In each subsequent sinking day, I learned to swim in the current of God’s unquitting grace. Never have I lived a day when all has been lost. That’s the brightness His love conditioned my eyes staring back into the void to see; a grace strong enough to swallow it all, the good and bad.

He knew then, three years ago at the mountaintop, what I know now.

Grace finds us shivering in the cold of life faded and lifts us higher than the tallest mountain.  Three years removed from losing myself in the cold shadows of the Ozarks, I live a life undeserving of the feeble strength my quick retreating heart holds.  My heart had to die completely in order to belong to any other day than the lost one behind me.
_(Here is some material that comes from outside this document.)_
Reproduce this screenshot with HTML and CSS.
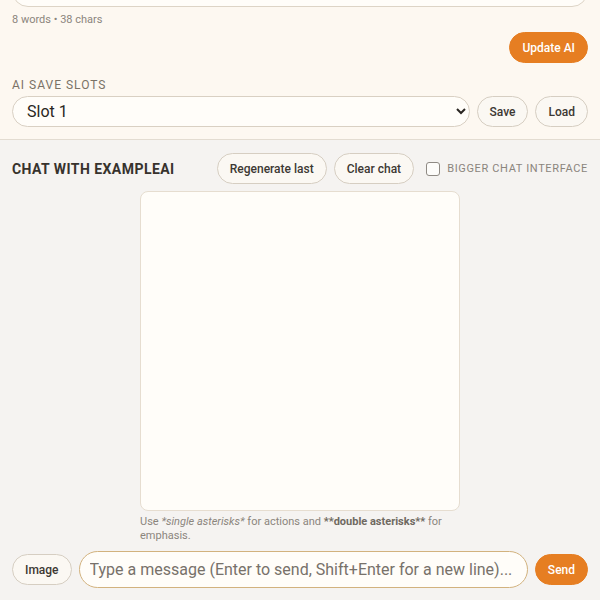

And here I stand, friends, removed and stronger, hand in hand with an amazingly resilient woman whose compassion inspires me and truth challenges me.  Just 48 days from marriage, my heart couldn't be happier.  Marissa and I come from different lives whose paths have curled and bent around roadblocks but managed to merge, spurred by grace's determined touch.  Years from now we may find ourselves thinned by life and struggling to hold on, but grace will not let go.  it is with God that I go and full confidence that I rejoice both in now and every day ahead of us.

I could dream of no one better that I'd rather win and lose in life with, love and laugh with and pursue God's dreams with that this woman who loves me so well.  I'm reveling in each of the next 48 days, a new start arched and framed in beauty and grace.